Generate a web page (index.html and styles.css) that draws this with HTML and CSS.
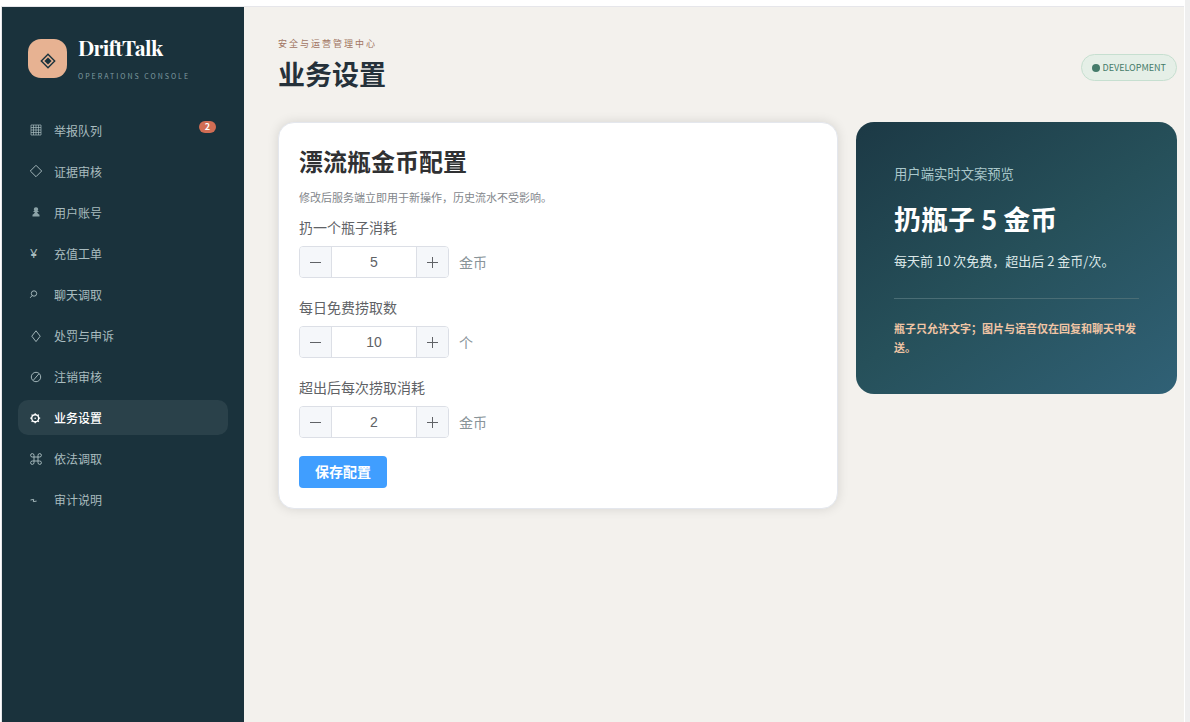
FILE: index.html
```html
<!DOCTYPE html>
<html lang="zh-CN">
<head>
    <meta charset="UTF-8">
    <meta name="viewport" content="width=device-width, initial-scale=1.0">
    <title>DriftTalk - 业务设置</title>
    <link rel="stylesheet" href="styles.css">
</head>
<body>
    <div class="app">
        <aside class="sidebar">
            <div class="brand">
                <div class="brand-mark">
                    <svg width="16" height="16" viewBox="0 0 16 16"><path d="M8 1.3L14.7 8L8 14.7L1.3 8Z" fill="none" stroke="currentColor" stroke-width="1.4"/><path d="M8 4.4L11.6 8L8 11.6L4.4 8Z" fill="currentColor"/></svg>
                </div>
                <div class="brand-text">
                    <strong>DriftTalk</strong>
                    <small>OPERATIONS CONSOLE</small>
                </div>
            </div>
            <nav class="nav">
                <a class="nav-item"><svg class="icon grid-icon" viewBox="0 0 12 12"><path d="M1 1h10v10H1zM3.5 1v10M6 1v10M8.5 1v10M1 3.500h10M1 6h10M1 8.500h10"/></svg><span>举报队列</span><b class="badge">2</b></a>
                <a class="nav-item"><svg class="icon" viewBox="0 0 12 12"><path d="M6 .3L11.7 6L6 11.7L.3 6Z"/></svg><span>证据审核</span></a>
                <a class="nav-item"><svg class="icon solid" viewBox="0 0 12 12"><path d="M6 1.2a2.2 2.2 0 0 1 1.500 3.800h1v1.100H7.200c.1 1 .5 1.500 2.300 2.700v1.700h-7V8.800c1.800-1.200 2.200-1.700 2.300-2.700H3.500V5h1A2.200 2.200 0 0 1 6 1.200Z"/></svg><span>用户账号</span></a>
                <a class="nav-item"><i>¥</i><span>充值工单</span></a>
                <a class="nav-item"><svg class="icon" viewBox="0 0 12 12"><circle cx="4" cy="5.500" r="2.700"/><path d="M2.200 7.500L.2 9.800"/></svg><span>聊天调取</span></a>
                <a class="nav-item"><svg class="icon" viewBox="0 0 12 12"><path d="M6 .8L10.200 6.200L6 11.600L1.800 6.200Z"/></svg><span>处罚与申诉</span></a>
                <a class="nav-item"><svg class="icon" viewBox="0 0 12 12"><circle cx="6" cy="6" r="4.700"/><path d="M3.300 9.300L8.900 2.800"/></svg><span>注销审核</span></a>
                <a class="nav-item active"><svg class="icon" viewBox="0 0 12 12"><circle cx="5.200" cy="6.200" r="3.500" stroke-width="1.400"/><circle cx="5.200" cy="6.200" r=".8" fill="currentColor" stroke="none"/><path d="M5.200 1.200V3M5.200 9.400v1.800M.2 6.200H2M8.400 6.200h1.800M1.600 2.600l1.200 1.200M7.600 8.600l1.200 1.200M1.600 9.800l1.200-1.200M7.600 3.800l1.200-1.200" stroke-width="1.300"/></svg><span>业务设置</span></a>
                <a class="nav-item"><svg class="icon" viewBox="0 0 12 12"><path d="M4 4H2.300A1.700 1.700 0 1 1 4 2.300V9.700A1.700 1.700 0 1 1 2.300 8H9.700A1.700 1.700 0 1 1 8 9.700V2.300A1.700 1.700 0 1 1 9.700 4Z"/></svg><span>依法调取</span></a>
                <a class="nav-item"><svg class="icon" viewBox="0 0 12 12"><path d="M.5 6L3.700 5.400L3.300 7.600L6.600 7.100"/></svg><span>审计说明</span></a>
            </nav>
        </aside>

        <main class="main">
            <header class="topbar">
                <div>
                    <p class="eyebrow">安全与运营管理中心</p>
                    <h1>业务设置</h1>
                </div>
                <div class="env"><span class="env-dot"></span>DEVELOPMENT</div>
            </header>

            <div class="settings">
                <section class="card">
                    <h2>漂流瓶金币配置</h2>
                    <p class="desc">修改后服务端立即用于新操作，历史流水不受影响。</p>
                    <div class="field">
                        <label>扔一个瓶子消耗</label>
                        <div class="field-row">
                            <div class="stepper">
                                <button class="minus"></button>
                                <span class="value">5</span>
                                <button class="plus"></button>
                            </div>
                            <span class="unit">金币</span>
                        </div>
                    </div>
                    <div class="field">
                        <label>每日免费捞取数</label>
                        <div class="field-row">
                            <div class="stepper">
                                <button class="minus"></button>
                                <span class="value">10</span>
                                <button class="plus"></button>
                            </div>
                            <span class="unit">个</span>
                        </div>
                    </div>
                    <div class="field">
                        <label>超出后每次捞取消耗</label>
                        <div class="field-row">
                            <div class="stepper">
                                <button class="minus"></button>
                                <span class="value">2</span>
                                <button class="plus"></button>
                            </div>
                            <span class="unit">金币</span>
                        </div>
                    </div>
                    <button class="save">保存配置</button>
                </section>

                <section class="preview">
                    <span class="preview-label">用户端实时文案预览</span>
                    <h2>扔瓶子 5 金币</h2>
                    <p>每天前 10 次免费，超出后 2 金币/次。</p>
                    <hr>
                    <b class="tip">瓶子只允许文字；图片与语音仅在回复和聊天中发送。</b>
                </section>
            </div>
        </main>
    </div>
</body>
</html>
```
FILE: styles.css
```css
* {
    box-sizing: border-box;
}
body {
    margin: 0;
    height: 722px;
    padding: 6px 5px 0 1px;
    background: linear-gradient(to right, #fff 1185px, #efefef 1185px);
    font-family: "Noto Sans CJK SC", "Noto Sans", sans-serif;
    color: #25313a;
    overflow: hidden;
}
h1, h2, p {
    margin: 0;
}
.app {
    display: grid;
    grid-template-columns: 242px 1fr;
    height: 716px;
    border: solid #e6e6ea;
    border-width: 1px 0 0 1px;
    margin-right: 1px;
}

/* sidebar */
.sidebar {
    background: #1a323c;
    padding: 32px 16px 0;
}
.brand {
    display: flex;
    gap: 11px;
    padding-left: 10px;
    height: 73px;
}
.brand-mark {
    display: flex;
    align-items: center;
    justify-content: center;
    width: 39px;
    height: 39px;
    padding-top: 5px;
    border-radius: 13px;
    background: #e7b292;
    color: #1a323c;
}
.brand-text strong {
    display: block;
    font-family: "Playfair Display", "Liberation Serif", serif;
    font-size: 21px;
    line-height: 16px;
    letter-spacing: -.7px;
    color: #fff;
}
.brand-text small {
    display: block;
    margin-top: 15px;
    font-size: 7px;
    line-height: 12px;
    letter-spacing: 2px;
    color: #7f9ba0;
}
.nav {
    display: flex;
    flex-direction: column;
    gap: 6px;
}
.nav-item {
    display: flex;
    align-items: center;
    height: 35.1px;
    padding: 1px 12px 0;
    border-radius: 10px;
    font-size: 12px;
    color: #a9bcbf;
}
.nav-item i {
    width: 24px;
    font-size: 13px;
    font-style: normal;
    line-height: 16px;
    font-family: "Noto Sans", sans-serif;
}
.icon {
    width: 12px;
    height: 12px;
    margin-right: 12px;
    fill: none;
    stroke: currentColor;
    stroke-width: .95;
    overflow: visible;
}
.icon.solid {
    fill: #8ca3a8;
    stroke: none;
}
.grid-icon {
    stroke-width: .7;
}
.nav-item.active {
    background: #2a414a;
    color: #fff;
    font-weight: 500;
}
.badge {
    align-self: flex-start;
    width: 17px;
    height: 12px;
    margin: 8px 0 0 auto;
    border-radius: 6px;
    background: #d16d54;
    color: #fff;
    font-size: 9px;
    line-height: 12px;
    text-align: center;
}

/* main */
.main {
    background: #f3f1ed;
    padding: 30px 7px 0 34px;
}
.topbar {
    display: flex;
    justify-content: space-between;
    height: 85px;
}
.eyebrow {
    font-size: 9px;
    line-height: 14px;
    letter-spacing: 2px;
    color: #a17562;
}
h1 {
    font-size: 27px;
    line-height: 40px;
    margin-top: 3px;
}
.env {
    display: flex;
    align-items: center;
    gap: 3px;
    height: 27px;
    margin-top: 17px;
    padding: 0 10px;
    border: 1px solid #c6dfd0;
    border-radius: 14px;
    background: #e5efe7;
    font-size: 9px;
    color: #457b6a;
}
.env-dot {
    width: 8px;
    height: 8px;
    border-radius: 50%;
    background: #457b6a;
}
.settings {
    display: grid;
    grid-template-columns: 1fr 321px;
    gap: 18px;
    align-items: start;
}
.card {
    height: 387px;
    padding: 20px;
    border: 1px solid #e4e7ed;
    border-radius: 16px;
    background: #fff;
    box-shadow: 0 0 12px rgba(0, 0, 0, .12);
}
.card h2 {
    font-size: 24px;
    line-height: 36px;
    color: #303133;
}
.desc {
    margin: 9px 0 10px;
    font-size: 11px;
    line-height: 18px;
    color: #82868b;
}
.field {
    margin-bottom: 18px;
}
.field label {
    display: block;
    height: 22px;
    margin-bottom: 8px;
    font-size: 14px;
    line-height: 22px;
    color: #606266;
}
.field-row {
    display: flex;
    align-items: center;
    gap: 10px;
}
.stepper {
    display: flex;
    width: 150px;
    height: 32px;
    border: 1px solid #dcdfe6;
    border-radius: 4px;
    overflow: hidden;
}
.stepper button {
    width: 31px;
    padding: 0;
    border: 0;
    background: linear-gradient(#606266, #606266) center / 11px 1px no-repeat #f5f7fa;
}
.stepper .plus {
    background: linear-gradient(#606266, #606266) center / 11px 1px no-repeat,
        linear-gradient(#606266, #606266) center / 1px 11px no-repeat #f5f7fa;
}
.value {
    flex: 1;
    border: solid #dcdfe6;
    border-width: 0 1px;
    font-family: "Liberation Sans", Arial, sans-serif;
    font-size: 14px;
    line-height: 30px;
    text-align: center;
    color: #606266;
}
.unit {
    font-size: 14px;
    line-height: 32px;
    color: #899499;
}
.save {
    display: block;
    width: 88px;
    height: 32px;
    padding: 0 0 2px;
    border: 0;
    border-radius: 4px;
    background: #409eff;
    color: #fff;
    font: bold 14px "Noto Sans CJK SC", sans-serif;
}
.preview {
    height: 272px;
    padding: 41px 38px 0;
    border-radius: 18px;
    background: linear-gradient(145deg, #1c3945, #26505a 50%, #306176);
    color: #dce8e8;
}
.preview-label {
    display: block;
    font-size: 13.33px;
    line-height: 22px;
    color: #a9c7ca;
}
.preview h2 {
    margin-top: 14px;
    font-size: 27px;
    line-height: 40px;
    color: #fff;
}
.preview p {
    margin-top: 12px;
    font-size: 13px;
    line-height: 20px;
}
.preview hr {
    height: 1px;
    margin: 27px 0 20px;
    border: 0;
    background: #4a6d75;
}
.tip {
    display: block;
    font-size: 11px;
    line-height: 19px;
    color: #f0c5a5;
}
```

WORK TO DO> Where does the word "index" appear in the listing? List each line that holds it.

EXERCISE OUTPUT>
Generate a web page (index.html and styles.css) that draws this with HTML and CSS.
FILE: index.html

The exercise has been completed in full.